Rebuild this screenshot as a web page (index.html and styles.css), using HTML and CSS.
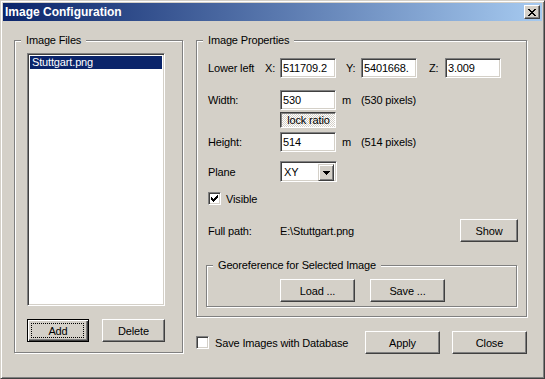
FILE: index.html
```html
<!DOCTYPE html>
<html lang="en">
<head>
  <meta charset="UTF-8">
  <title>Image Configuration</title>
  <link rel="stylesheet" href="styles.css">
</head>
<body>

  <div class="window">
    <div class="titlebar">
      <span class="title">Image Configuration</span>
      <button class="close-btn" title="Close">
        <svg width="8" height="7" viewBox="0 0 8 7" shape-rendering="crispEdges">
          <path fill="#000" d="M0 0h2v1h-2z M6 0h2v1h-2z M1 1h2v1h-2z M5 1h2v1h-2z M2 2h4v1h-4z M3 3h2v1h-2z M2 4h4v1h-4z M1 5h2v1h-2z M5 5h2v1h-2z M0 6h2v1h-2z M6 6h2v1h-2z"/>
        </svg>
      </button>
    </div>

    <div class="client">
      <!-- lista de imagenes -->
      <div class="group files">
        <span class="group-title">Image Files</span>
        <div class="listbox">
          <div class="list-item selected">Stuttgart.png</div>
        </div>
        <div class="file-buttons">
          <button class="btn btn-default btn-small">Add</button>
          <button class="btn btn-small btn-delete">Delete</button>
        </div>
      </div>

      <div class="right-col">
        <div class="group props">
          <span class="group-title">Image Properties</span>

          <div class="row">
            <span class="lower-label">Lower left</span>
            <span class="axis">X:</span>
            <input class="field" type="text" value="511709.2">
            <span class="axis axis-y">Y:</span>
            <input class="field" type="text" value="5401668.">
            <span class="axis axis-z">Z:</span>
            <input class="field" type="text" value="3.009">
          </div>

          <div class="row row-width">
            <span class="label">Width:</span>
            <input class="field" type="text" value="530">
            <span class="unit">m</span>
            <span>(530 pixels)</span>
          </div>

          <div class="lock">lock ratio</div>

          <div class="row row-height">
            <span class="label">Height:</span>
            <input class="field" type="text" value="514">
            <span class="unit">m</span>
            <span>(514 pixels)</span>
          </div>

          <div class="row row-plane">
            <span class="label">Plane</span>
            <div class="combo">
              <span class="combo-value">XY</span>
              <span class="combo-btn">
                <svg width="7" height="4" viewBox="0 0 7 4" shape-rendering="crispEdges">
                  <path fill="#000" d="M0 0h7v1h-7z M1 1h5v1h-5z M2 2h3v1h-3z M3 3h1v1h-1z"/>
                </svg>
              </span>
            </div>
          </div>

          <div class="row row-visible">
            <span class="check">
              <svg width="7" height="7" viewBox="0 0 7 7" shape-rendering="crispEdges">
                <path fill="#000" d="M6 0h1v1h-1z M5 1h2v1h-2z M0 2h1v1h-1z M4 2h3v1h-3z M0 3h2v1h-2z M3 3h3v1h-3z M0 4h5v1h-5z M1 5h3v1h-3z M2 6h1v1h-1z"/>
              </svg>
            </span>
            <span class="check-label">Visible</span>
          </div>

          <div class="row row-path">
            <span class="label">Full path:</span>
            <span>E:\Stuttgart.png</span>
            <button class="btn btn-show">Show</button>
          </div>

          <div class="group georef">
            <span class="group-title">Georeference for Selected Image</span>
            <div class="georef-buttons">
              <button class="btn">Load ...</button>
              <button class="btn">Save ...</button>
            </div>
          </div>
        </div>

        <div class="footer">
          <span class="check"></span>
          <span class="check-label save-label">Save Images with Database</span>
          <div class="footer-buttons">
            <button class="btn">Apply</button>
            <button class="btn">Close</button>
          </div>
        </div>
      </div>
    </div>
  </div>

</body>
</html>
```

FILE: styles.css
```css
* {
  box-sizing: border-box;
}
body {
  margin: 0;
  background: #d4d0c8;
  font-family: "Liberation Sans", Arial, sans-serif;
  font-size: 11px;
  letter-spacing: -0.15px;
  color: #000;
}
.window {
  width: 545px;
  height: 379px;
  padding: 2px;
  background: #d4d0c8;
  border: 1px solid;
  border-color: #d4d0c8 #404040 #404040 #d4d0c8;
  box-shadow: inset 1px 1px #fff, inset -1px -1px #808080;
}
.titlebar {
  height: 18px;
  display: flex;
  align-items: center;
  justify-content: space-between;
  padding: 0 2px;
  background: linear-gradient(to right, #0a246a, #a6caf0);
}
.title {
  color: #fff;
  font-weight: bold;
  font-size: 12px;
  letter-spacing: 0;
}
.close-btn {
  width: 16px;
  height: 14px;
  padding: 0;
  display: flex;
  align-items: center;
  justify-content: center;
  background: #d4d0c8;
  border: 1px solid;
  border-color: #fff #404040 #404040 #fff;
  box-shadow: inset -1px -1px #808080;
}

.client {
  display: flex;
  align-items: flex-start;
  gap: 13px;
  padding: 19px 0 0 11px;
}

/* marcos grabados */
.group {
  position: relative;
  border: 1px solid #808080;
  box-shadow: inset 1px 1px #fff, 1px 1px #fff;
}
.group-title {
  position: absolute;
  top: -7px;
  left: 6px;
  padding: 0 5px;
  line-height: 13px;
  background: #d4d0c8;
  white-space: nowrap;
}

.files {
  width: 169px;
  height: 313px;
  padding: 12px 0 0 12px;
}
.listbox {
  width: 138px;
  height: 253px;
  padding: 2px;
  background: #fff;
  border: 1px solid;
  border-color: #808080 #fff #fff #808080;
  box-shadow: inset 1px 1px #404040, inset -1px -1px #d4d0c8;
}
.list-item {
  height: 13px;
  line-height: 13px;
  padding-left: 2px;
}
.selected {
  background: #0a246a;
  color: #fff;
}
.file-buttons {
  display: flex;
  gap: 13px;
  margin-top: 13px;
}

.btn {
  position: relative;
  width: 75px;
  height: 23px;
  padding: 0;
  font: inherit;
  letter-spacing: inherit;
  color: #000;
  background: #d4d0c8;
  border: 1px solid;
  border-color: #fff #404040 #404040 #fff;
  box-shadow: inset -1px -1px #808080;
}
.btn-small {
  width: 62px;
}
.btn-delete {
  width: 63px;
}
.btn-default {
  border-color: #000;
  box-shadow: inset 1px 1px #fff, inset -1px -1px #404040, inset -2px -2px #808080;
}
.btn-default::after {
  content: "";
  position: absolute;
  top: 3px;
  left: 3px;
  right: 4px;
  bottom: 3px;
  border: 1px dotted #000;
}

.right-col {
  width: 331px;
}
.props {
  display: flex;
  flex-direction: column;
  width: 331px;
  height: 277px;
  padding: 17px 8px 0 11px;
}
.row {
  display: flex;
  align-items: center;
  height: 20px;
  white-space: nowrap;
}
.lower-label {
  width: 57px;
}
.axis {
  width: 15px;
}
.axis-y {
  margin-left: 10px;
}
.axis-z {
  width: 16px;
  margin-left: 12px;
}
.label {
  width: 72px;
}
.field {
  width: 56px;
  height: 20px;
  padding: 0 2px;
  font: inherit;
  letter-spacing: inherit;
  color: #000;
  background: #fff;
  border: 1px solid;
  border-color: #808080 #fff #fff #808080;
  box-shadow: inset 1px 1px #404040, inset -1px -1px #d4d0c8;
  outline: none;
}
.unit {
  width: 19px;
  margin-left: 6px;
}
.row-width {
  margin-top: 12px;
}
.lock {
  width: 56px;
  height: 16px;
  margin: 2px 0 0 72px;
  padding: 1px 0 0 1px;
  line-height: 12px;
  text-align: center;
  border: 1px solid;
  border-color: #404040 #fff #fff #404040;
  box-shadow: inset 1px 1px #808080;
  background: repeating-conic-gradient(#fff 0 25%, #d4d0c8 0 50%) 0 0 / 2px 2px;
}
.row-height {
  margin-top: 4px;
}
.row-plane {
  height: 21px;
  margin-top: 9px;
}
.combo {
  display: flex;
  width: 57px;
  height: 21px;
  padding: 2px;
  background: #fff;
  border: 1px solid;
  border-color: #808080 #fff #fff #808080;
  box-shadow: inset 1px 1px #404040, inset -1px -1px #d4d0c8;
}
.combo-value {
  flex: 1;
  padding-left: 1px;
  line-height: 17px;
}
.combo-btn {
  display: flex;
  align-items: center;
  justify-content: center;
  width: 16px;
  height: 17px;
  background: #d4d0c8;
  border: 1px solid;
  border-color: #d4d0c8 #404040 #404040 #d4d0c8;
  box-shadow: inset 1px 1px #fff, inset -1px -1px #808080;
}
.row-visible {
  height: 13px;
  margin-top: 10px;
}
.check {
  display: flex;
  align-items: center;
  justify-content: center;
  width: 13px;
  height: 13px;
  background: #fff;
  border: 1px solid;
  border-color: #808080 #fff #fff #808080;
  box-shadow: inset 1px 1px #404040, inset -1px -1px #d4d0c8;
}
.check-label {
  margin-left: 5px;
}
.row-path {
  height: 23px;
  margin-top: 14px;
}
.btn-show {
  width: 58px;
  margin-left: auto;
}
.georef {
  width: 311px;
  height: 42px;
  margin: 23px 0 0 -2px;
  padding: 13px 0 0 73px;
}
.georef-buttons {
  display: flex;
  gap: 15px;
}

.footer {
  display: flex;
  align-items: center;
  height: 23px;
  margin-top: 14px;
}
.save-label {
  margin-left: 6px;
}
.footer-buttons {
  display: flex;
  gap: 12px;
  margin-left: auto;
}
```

◆ ◆ ◆ ◆ ◆

■ **Goal**
State how many lines of the listing above hold the word "index", with nothing but the number.

■ **Finished task**
2